Ice cream. That’s how Sallie Jones, one half of Gippsland Jersey, parses memories of growing up in idyllic Lakes Entrance, in East Gippsland, Victoria, before her dad, the dairy farmer Michael Bowen, tragically took his own life in 2016. “He’d flick a big chunk of freshly churned ice cream onto the back of your hand,” she recalls. “Ice cream on tap…. It was the childhood that children could only dream of.”
One of four kids, Jones was raised among milking cows, a third-generation dairy farmer in training. After briefly living in Melbourne, where she worked in public relations, she founded Aphrodite Bath Milk with her dad, selling organic raw milk for cosmetic use and preparing, unknowingly, to step out of his shadow and into his shoes. Her father’s three-year battle with depression, suffered largely in silence, followed. His untimely passing coincided with a national dairy crisis that saw thousands of farmers spiral into debt — and jolted Jones to lead the region’s about-face.

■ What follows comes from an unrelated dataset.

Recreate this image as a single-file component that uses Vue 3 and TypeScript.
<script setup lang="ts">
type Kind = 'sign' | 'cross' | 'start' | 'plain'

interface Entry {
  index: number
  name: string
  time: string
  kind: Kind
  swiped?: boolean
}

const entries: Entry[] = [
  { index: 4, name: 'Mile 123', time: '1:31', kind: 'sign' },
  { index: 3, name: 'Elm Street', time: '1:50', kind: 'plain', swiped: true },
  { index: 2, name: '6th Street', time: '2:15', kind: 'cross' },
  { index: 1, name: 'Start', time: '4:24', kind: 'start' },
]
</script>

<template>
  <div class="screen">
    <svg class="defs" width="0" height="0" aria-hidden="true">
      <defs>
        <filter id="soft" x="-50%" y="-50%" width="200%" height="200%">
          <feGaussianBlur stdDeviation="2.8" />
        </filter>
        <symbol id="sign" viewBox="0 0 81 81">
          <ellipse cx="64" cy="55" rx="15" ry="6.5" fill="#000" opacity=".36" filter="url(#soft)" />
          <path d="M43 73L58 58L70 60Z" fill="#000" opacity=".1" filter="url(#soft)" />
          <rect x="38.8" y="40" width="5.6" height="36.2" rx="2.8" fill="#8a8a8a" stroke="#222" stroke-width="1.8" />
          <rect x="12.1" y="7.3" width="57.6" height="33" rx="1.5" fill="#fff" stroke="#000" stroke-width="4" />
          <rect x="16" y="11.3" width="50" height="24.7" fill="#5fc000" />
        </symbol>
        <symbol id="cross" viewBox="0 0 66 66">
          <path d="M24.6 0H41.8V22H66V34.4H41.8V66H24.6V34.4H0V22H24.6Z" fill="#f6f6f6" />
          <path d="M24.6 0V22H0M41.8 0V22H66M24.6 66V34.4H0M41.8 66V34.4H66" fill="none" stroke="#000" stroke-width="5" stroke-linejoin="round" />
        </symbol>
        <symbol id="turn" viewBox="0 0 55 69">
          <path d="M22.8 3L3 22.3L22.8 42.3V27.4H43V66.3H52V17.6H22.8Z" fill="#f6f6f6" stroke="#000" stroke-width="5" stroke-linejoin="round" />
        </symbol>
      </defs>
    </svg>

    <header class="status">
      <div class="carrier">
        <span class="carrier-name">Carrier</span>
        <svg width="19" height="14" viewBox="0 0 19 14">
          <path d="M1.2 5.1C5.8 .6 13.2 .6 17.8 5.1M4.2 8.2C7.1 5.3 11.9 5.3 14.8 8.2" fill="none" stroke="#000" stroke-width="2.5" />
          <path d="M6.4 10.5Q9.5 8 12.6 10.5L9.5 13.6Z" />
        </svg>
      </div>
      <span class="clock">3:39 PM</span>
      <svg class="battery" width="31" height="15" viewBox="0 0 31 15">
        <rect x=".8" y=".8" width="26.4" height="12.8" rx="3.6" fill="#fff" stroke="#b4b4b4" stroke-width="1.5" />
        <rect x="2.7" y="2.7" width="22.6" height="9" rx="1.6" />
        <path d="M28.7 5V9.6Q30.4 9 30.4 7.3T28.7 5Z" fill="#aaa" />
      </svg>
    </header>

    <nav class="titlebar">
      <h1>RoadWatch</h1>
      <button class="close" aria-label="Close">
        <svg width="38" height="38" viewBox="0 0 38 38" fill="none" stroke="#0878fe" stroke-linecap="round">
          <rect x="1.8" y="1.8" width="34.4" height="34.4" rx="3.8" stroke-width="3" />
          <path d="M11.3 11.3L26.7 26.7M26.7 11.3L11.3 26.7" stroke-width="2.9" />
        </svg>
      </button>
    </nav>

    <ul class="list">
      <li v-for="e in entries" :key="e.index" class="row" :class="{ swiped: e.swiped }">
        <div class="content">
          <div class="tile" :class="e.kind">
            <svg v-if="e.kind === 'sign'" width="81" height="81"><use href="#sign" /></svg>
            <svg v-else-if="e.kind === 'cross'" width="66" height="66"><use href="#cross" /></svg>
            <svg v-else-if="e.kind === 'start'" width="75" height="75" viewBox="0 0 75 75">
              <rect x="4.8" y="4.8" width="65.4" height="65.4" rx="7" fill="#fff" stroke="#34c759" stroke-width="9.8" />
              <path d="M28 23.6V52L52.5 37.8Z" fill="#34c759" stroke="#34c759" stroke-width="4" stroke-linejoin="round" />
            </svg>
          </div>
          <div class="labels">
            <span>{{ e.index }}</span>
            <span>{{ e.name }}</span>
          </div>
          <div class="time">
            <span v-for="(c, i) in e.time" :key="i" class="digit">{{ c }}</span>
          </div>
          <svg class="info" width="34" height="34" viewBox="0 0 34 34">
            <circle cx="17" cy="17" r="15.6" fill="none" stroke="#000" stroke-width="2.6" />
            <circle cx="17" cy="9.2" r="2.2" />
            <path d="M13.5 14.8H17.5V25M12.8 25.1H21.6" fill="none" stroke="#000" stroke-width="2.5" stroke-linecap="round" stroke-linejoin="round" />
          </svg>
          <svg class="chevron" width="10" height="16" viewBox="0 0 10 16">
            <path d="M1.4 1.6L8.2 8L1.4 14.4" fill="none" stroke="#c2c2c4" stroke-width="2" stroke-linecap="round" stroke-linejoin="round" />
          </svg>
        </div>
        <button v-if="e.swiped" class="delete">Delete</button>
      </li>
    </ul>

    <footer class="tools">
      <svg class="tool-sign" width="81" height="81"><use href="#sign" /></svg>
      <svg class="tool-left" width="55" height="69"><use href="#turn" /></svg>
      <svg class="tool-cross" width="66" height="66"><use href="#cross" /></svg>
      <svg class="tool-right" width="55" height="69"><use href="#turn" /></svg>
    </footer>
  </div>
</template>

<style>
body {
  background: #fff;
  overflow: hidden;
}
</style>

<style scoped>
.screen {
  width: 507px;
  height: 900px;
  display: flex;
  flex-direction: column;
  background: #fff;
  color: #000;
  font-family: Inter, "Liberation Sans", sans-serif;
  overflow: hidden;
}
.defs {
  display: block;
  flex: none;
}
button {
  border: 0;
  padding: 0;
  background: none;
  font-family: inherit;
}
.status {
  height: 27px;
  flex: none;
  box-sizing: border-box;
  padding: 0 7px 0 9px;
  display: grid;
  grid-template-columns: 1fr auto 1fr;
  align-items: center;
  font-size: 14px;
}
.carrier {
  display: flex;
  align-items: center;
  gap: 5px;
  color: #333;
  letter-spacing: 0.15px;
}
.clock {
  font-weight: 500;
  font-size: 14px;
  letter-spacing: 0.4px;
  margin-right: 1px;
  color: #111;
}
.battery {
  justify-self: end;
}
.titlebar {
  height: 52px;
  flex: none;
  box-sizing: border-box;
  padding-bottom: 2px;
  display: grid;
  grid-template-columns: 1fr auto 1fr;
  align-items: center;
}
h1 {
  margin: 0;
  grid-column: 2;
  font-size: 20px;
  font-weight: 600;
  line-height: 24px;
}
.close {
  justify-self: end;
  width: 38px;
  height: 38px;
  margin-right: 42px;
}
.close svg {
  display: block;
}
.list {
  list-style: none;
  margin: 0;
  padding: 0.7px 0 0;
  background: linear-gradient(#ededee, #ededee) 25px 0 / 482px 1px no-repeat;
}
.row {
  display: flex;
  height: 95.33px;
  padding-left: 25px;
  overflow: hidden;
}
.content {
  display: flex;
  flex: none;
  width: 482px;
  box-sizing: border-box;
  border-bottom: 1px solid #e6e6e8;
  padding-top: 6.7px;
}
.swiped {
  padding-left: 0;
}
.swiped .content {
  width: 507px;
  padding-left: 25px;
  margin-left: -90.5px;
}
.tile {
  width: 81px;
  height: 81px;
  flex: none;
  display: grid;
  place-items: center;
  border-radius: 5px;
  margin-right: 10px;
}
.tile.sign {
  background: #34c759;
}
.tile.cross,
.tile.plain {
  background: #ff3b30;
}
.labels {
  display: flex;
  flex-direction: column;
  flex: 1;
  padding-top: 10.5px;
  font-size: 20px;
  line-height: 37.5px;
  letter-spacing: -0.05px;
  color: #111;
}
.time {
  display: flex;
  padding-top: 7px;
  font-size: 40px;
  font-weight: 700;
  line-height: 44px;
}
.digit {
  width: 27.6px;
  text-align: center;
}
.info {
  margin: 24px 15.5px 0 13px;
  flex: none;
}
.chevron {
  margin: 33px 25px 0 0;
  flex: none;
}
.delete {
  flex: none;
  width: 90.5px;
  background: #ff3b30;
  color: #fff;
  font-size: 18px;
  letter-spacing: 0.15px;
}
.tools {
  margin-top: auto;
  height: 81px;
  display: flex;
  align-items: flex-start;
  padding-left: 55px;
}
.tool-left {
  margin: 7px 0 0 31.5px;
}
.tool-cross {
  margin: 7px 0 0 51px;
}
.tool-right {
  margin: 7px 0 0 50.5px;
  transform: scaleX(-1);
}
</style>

A chance conversation with the farmer Steve Ronalds at the Warragul Farmers Market, which Jones also co-founded, inspired the pair to create a dairy company with a difference. Within months of Bowen’s death, Gippsland Jersey was bottled. “I remember having this amazing belief and knowing I will turn this into something good,” Jones, now 41, reflects of channelling her grief into an opportunity for healing. “That his life, there isn’t a ‘full stop’ after Michael Bowen.” She takes solace in carrying on his legacy, creating “many of the things he wanted to achieve”.
The company, which celebrated its fifth anniversary in September, has a threefold mission: ensuring fair pay for farmers; quashing the stigma attached to mental health prob- lems; and performing random acts of kindness. A calendar the company produces weaves these strands together, spotlighting the experiences of 12 dairy farmers to normalise conversations about mental health. Their stories paint a bleak picture: the region has been devastated by drought, pay cuts, bushfires, floods and the pandemic. It’s vital their voices are heard.
“Mental health is a pandemic in our country, especially in more remote areas involved in agriculture, because it’s very blokey and there’s a lot of ego,” Jones says. As a woman at the helm, she’s bent on dismantling cultural old-think. “It’s the bravest thing for a man to be honest with how he’s at and to be able to speak freely.”
Jones says premium milk is a conduit for meaningful action. Gippsland Jersey’s products have the seal of approval from Melbourne’s finest dining establishments, including Attica and Vue de Monde, but measurable impact within the community is sine qua non. “If we can use our business as a platform to help others along the way, that’s what gives us ultimate joy,” she says. She has witnessed the power of community firsthand: when a milk processor suddenly cut ties with the business, giving Jones one month to find an alternative dairy plant, Gippsland Jersey raised $110,000 in three weeks, with customers pre-pur- chasing bottles of milk. Their support proved to Jones a steadfast loyalty to the local industry and a hankering for a milk brand laser-focused on boosting morale.
Jones says her father’s passing clarified her calling and equipped her with an antenna for detecting struggle in others. “I’m totally comfort- able in asking people the hard questions — and hearing if they’re not OK, too,” she says. “Mental health is everyone’s responsibility and we have to go on the journey with people.” She advises approaching others on their own turf to encourage a better reception; to meet people where they’re most comfortable. Her understanding has been honed from a unique vantage point, after all: sitting in the chair her dad sat in, at his desk, in his office. She says, “I’m writing chapter two of the story he began.”
A NOTE ON THE PHOTOGRAPHY: At the time T Australia commissioned this portfolio, much of the country was in lockdown. As such, our portrait photographer, Kelly Geddes, undertook T Australia’s very first remote shoot, via Facetime and Zoom. Geddes revelled in the challenge, using screenshots and photos of her computer screen to capture the scenes, the latter technique producing some of her favourite pictures. “They had a natural and raw quality to them,” she says. The files were sent to the darkroom service Blanco Negro, where they were hand-printed from a digital enlarger, toned in the darkroom as silver gelatin prints and then scanned for publication as black-and-white images. Each subject wears a T-shirt by the Australian label Nobody Denim; the same style appears in flat lay photographs throughout the portfolio. In these, the T-shirt serves as a “blank canvas”, altered by the subjects in a way that represents the legacy they hope to leave.